Markov Decision Processes (MDP)
A Markov Decision Process (MDP) is a mathematical framework used to model decision-making problems where outcomes are partly random and partly under the control of a decision-maker. An MDP is defined by the following components:
- States ($S$): A set of all possible states in the environment.
- Actions ($A$): A set of all possible actions that the agent can take.
-
**Transition Probability ($P(s’ s,a)$)**: The probability of transitioning to state $s’$ given that the agent is in state $s$ and takes action $a$. -
**Reward Function ($R(r s,a)$)**: The probability of receiving reward $r$ given that the agent is in state $s$ and takes action $a$. - Discount Factor ($\gamma$): A factor between 0 and 1 that represents the importance of future rewards compared to immediate rewards.
The Objective of an MDP
The goal of an agent in an MDP is to learn a policy ($\pi(a|s)$) that maximizes the expected cumulative reward over time. The Bellman equation is a fundamental recursive relationship that describes the value of a state or action in terms of the expected rewards and the values of subsequent states or actions.
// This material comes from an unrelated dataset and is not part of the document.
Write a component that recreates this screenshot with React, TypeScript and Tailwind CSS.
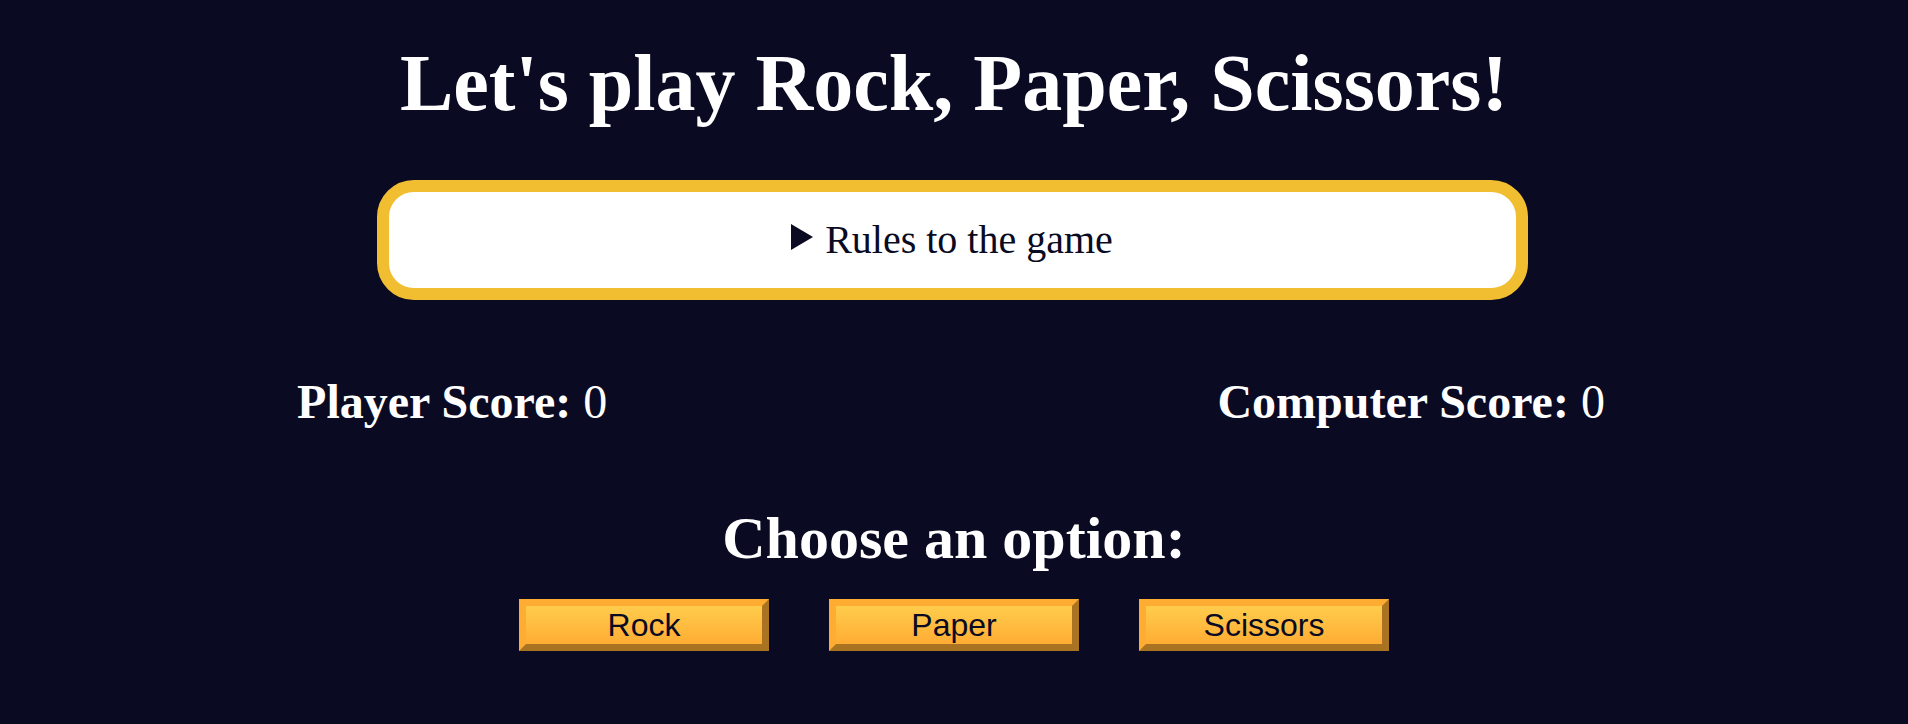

Solving an MDP typically involves finding an optimal policy that maximizes the expected cumulative reward, which can be achieved through various algorithms such as dynamic programming, Monte Carlo methods, and temporal difference learning.
Settings
In dynamic programming, we assume the finite MDP is fully known:
\[\mathcal{M} = \left(\mathcal{S}, \mathcal{A}, \pi(a \mid s), p(s', r \mid s, a), \gamma\right)\]In plain English, this means:
- the environment is modeled as an MDP $\mathcal{M}$
- $\mathcal{S}$ is the set of all states
- $\mathcal{A}$ is the set of all actions
- $\pi(a \mid s)$ is the policy that maps states to actions
- $p(s’, r \mid s, a)$ is the conditional probability of getting next state $s’$ and reward $r$, given current state $s$ and action $a$
- $\gamma \in [0,1)$ is the discount factor used to discount future rewards
Once the MDP model $\mathcal{M}$ is known, dynamic programming uses it to compute long-term return estimates. These are the state-value function $V_\pi(s)$ and the action-value function $Q_\pi(s,a)$.
For policy evaluation, the state-value function is:
\[V^{\pi}(s) = \sum_a \pi(a \mid s)\sum_{s',r} p(s', r \mid s, a)\left[r + \gamma V^{\pi}(s')\right]\]For action values:
\[Q^{\pi}(s,a) = \sum_{s',r} P(s', r \mid s, a)\left[r + \gamma \sum_{a'} \pi(a' \mid s') Q^{\pi}(s', a')\right]\] \[Q^{\pi}(s,a) = \sum_{s',r} P(s',r \mid s,a)\left[r + \gamma V^{\pi}(s')\right]\]